● **Goal of the exercise**:
Show all lines that include the string "components"; copy each one.

● **Collected data**:
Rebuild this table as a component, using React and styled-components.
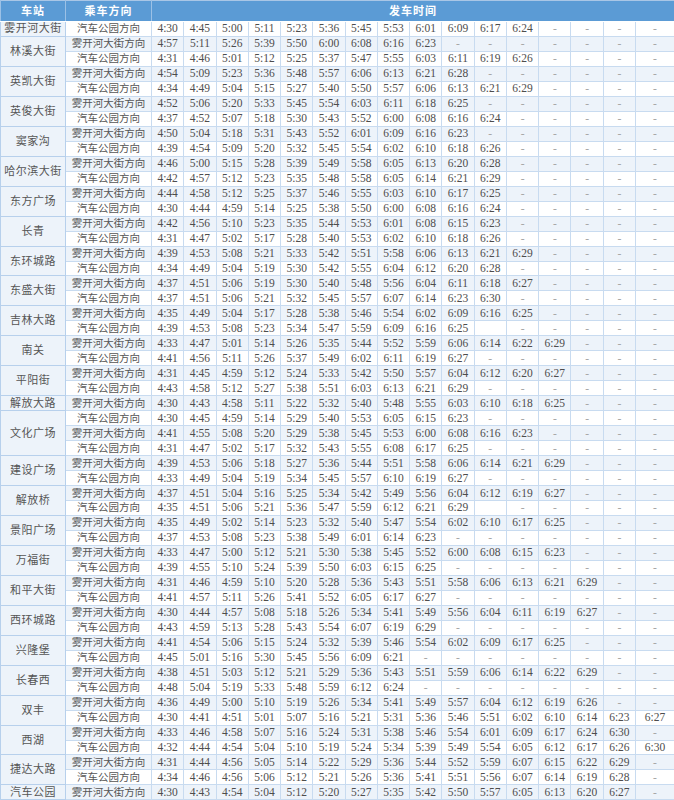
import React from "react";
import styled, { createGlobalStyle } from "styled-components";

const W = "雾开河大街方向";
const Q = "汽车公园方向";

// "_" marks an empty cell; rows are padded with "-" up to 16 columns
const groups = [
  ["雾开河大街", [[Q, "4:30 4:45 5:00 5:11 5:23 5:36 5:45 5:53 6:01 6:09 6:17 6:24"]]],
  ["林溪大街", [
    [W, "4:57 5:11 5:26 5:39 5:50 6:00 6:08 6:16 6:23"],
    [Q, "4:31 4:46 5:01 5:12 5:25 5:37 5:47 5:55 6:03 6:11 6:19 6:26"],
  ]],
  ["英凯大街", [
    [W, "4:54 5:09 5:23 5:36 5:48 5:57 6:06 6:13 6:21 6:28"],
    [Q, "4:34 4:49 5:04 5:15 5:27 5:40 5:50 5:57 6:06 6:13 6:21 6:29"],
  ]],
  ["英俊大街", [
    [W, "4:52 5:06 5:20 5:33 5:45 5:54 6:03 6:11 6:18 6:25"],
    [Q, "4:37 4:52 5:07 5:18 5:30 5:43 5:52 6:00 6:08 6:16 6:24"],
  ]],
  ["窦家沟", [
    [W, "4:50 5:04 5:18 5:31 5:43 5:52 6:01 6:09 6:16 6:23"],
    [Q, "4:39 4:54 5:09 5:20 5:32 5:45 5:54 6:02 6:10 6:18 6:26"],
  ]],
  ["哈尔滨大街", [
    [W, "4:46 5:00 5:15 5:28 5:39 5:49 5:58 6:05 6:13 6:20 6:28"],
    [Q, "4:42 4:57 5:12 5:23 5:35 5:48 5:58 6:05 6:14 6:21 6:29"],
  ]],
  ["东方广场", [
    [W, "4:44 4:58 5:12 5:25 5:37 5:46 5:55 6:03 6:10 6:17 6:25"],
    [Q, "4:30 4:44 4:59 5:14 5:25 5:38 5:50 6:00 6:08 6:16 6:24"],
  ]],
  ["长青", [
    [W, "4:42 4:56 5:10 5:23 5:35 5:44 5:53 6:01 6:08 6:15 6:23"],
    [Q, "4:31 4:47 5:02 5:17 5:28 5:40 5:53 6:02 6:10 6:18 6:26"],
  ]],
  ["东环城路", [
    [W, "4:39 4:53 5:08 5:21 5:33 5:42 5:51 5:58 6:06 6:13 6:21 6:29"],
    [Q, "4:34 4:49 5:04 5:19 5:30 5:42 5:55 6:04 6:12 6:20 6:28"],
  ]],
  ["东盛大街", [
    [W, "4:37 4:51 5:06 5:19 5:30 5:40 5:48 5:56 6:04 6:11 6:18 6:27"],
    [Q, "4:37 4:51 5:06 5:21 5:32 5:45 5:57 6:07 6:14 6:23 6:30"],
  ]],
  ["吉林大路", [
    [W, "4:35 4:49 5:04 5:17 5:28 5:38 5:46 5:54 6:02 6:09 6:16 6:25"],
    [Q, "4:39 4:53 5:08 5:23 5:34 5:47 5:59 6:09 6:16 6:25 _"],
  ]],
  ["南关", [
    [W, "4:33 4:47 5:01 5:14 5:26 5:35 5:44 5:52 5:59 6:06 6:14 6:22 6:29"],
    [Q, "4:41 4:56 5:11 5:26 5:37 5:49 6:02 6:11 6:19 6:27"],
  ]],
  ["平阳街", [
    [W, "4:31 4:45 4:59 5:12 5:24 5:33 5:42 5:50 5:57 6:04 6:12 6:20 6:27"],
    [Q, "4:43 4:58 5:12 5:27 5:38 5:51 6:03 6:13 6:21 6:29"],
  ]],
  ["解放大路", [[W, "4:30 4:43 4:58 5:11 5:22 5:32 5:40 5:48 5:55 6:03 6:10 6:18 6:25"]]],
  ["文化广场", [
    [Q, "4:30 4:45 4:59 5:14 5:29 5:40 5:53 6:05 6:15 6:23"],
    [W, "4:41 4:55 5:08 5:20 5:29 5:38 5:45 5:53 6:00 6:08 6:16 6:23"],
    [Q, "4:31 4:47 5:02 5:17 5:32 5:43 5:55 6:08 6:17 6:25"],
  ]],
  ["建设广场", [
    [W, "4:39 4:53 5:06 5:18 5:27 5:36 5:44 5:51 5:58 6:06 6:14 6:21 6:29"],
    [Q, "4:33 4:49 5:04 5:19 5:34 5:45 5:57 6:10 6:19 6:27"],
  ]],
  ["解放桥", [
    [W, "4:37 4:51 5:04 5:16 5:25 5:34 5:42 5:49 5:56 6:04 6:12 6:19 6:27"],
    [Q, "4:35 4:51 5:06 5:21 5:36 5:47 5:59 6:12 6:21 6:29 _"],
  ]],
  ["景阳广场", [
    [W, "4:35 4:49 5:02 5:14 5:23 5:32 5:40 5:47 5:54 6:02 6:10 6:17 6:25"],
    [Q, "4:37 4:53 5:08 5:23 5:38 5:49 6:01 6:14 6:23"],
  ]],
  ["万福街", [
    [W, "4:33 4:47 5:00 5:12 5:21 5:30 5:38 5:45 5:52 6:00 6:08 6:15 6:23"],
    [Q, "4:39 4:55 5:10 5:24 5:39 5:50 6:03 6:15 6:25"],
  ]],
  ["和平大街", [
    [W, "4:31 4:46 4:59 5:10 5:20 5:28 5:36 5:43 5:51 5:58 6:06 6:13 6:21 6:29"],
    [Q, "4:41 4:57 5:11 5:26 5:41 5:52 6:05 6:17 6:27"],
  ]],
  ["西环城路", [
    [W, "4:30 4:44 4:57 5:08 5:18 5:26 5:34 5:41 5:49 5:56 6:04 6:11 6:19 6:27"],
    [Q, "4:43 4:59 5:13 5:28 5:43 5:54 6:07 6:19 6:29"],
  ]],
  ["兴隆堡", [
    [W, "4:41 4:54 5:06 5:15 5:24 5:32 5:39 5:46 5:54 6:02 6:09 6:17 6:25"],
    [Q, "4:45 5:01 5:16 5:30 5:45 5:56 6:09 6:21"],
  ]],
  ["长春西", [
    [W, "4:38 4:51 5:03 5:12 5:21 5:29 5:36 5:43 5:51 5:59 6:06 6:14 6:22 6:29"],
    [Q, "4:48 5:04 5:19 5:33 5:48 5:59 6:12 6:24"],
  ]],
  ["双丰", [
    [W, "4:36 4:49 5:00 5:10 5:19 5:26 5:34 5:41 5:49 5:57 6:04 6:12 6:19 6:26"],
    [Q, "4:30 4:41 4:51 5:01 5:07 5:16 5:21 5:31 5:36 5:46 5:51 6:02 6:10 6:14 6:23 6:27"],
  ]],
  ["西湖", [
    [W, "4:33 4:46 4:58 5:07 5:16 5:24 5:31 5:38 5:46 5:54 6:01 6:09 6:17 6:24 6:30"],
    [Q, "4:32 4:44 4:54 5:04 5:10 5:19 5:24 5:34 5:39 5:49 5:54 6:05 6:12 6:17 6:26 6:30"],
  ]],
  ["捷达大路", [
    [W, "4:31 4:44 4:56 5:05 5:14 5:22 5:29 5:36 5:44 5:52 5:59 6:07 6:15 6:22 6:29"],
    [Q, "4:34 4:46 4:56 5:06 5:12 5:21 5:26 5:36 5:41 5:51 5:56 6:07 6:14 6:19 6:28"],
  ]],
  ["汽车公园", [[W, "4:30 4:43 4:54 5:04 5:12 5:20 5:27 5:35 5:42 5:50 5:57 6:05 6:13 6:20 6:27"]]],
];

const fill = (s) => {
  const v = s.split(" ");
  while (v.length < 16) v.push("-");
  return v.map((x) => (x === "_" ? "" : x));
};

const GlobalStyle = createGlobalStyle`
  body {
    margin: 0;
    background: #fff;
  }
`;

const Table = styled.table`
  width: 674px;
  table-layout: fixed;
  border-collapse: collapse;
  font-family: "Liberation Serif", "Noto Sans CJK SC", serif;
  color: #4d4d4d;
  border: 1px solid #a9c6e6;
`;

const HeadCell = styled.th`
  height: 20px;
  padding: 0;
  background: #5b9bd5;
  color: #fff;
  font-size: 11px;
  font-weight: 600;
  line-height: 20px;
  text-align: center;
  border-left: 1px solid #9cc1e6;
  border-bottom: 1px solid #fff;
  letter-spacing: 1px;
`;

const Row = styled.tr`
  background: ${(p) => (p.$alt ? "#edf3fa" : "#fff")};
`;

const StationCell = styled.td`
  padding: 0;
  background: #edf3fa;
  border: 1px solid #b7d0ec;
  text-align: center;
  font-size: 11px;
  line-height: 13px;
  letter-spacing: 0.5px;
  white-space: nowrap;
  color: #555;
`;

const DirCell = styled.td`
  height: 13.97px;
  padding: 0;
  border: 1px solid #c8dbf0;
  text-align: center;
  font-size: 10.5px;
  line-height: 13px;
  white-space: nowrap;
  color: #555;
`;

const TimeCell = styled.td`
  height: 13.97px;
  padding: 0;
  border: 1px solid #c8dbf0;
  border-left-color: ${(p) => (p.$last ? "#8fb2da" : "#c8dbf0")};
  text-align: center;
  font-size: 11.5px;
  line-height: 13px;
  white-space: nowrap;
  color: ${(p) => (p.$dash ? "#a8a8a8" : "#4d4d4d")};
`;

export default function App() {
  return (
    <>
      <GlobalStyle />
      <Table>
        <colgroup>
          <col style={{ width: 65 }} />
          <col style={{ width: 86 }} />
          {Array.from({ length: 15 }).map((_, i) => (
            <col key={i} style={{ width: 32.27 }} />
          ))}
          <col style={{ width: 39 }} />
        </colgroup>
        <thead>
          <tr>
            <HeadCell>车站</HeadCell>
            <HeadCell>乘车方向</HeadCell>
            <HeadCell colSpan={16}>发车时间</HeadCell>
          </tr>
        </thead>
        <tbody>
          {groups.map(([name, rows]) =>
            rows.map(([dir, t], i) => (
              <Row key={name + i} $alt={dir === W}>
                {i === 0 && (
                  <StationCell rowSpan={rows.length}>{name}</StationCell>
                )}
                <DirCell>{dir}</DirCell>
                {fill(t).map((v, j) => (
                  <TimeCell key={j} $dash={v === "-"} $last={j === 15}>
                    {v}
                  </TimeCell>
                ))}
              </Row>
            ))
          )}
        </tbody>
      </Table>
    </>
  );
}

● **Result for this task**:
Rebuild this table as a component, using React and styled-components.
import styled, { createGlobalStyle } from "styled-components";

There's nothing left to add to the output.